Jakarta, aktual.com – Wakil Dekan Sekolah Bisnis Institut Pertanian Bogor (IPB) Tanti Novianti mengatakan pendidikan dasar harus menekankan pembelajaran yang sifatnya analisis dan berlogika, bukan hanya sekadar hafalan.

“Yang perlu diasah itu logikanya, agar mereka terbiasa menyelesaikan suatu masalah. Jadi, tidak hanya yang sifatnya hafalan saja, tapi bagaimana mereka bisa berpikir dan memberikan solusi,” kata Tanti dalam acara Diskusi Publik Indef yang bertajuk ‘Kupas Tuntas Kebijakan Pendidikan dan SDM’ di Jakarta, Senin (25/11).

Menurutnya, pembelajaran usia dini berperan krusial lantaran juga menjadi dasar untuk perguruan tinggi.

Sementara, berdasarkan pengalamannya, terdapat indikasi penurunan daya nalar di kalangan peserta didik, terutama yang berkaitan dengan matematika dan ekonomi.

Dia menduga penurunan kemampuan itu berkaitan dengan rendahnya kemampuan membaca anak-anak, seperti yang tercermin dalam indikator Programme for International Student Assessment (PISA), yang menilai kemampuan sains, matematika, dan membaca. Tanti melihat anak-anak cenderung hanya menjelajahi internet, mencari informasi singkat, dan menyalin tanpa memahami.

Kemampuan dasar lain, seperti matematika, juga menurun. Dengan kemudahan teknologi seperti kalkulator, anak-anak jarang melatih perhitungan manual. Padahal, dulu, pembelajaran dasar seperti tabel perkalian menjadi aktivitas rutin di sekolah. Hal ini memberikan fondasi yang kuat bagi daya nalar anak.

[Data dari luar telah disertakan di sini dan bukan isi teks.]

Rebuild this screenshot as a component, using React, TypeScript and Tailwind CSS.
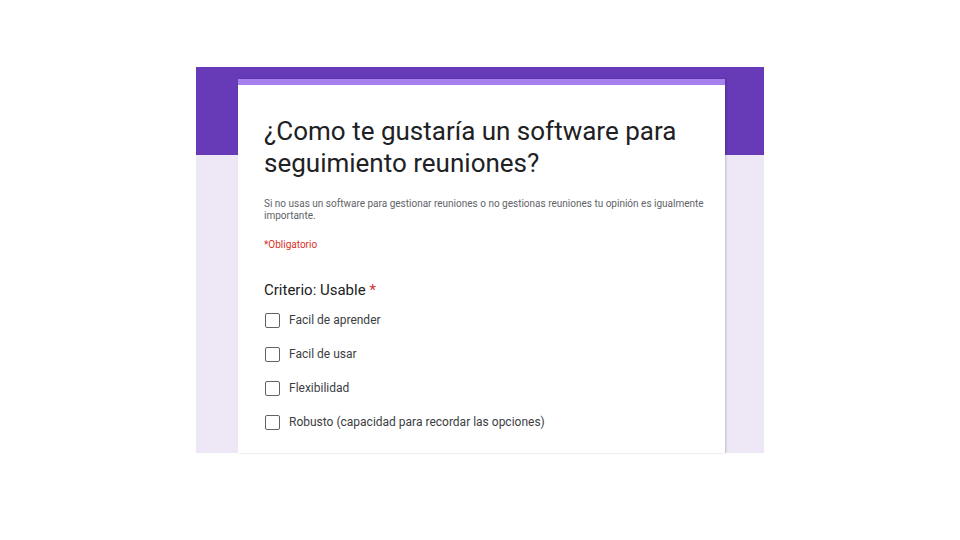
import React from "react";

const options = [
  "Facil de aprender",
  "Facil de usar",
  "Flexibilidad",
  "Robusto (capacidad para recordar las opciones)",
];

export default function App() {
  return (
    <div className="w-[960px] h-[540px] bg-white font-['Roboto',_sans-serif] pt-[67px] pl-[196px]">
      <div className="w-[568px] h-[386px] bg-[linear-gradient(#673ab7_0_88px,#ede7f6_88px)] pt-[12px] pl-[42px] flex flex-col">
        <div className="w-[487px] flex-1 bg-white border-t-[6px] border-[#a780ef] shadow-[1px_0_2px_rgba(0,0,0,0.2)] overflow-hidden pl-[26px] pr-[20px] pt-[30px]">
          <h1 className="text-[26px] leading-[32px] text-[#202124] font-normal">
            ¿Como te gustaría un software para seguimiento reuniones?
          </h1>
          <p className="mt-[19px] text-[10px] leading-[12px] text-[#5f6368]">
            Si no usas un software para gestionar reuniones o no gestionas reuniones tu opinión es igualmente importante.
          </p>
          <p className="mt-[17px] text-[10px] leading-[12px] text-[#d93025]">*Obligatorio</p>
          <h2 className="mt-[29px] text-[15px] leading-[20px] text-[#202124]">
            Criterio: Usable <span className="text-[#d93025]">*</span>
          </h2>
          <div className="mt-[3px] flex flex-col">
            {options.map((o) => (
              <label key={o} className="h-[34px] flex items-center gap-[9px]">
                <span className="ml-[1px] w-[15px] h-[15px] border-[1.5px] border-[#5f6368] rounded-[2px]" />
                <span className="text-[12px] text-[#3c4043]">{o}</span>
              </label>
            ))}
          </div>
        </div>
      </div>
    </div>
  );
}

Oleh sebab itu, upaya mendidik anak perlu mendorong kebiasaan anak-anak untuk berpikir kritis dan mencari solusi. Misalnya, melalui kegiatan debat yang diarahkan pada topik-topik yang relevan.

Selain pendidikan formal, peran kebiasaan di rumah dan kemampuan guru juga sangat penting. Guru, mulai dari tingkat dasar seperti SD, memiliki tanggung jawab besar dalam membentuk kemampuan dasar anak-anak.

“Lalu ke SMA atau mahasiswa itu tinggal meneruskan, lebih kepada soft skill, etika, atau kemampuan berpikir kritis,” tuturnya.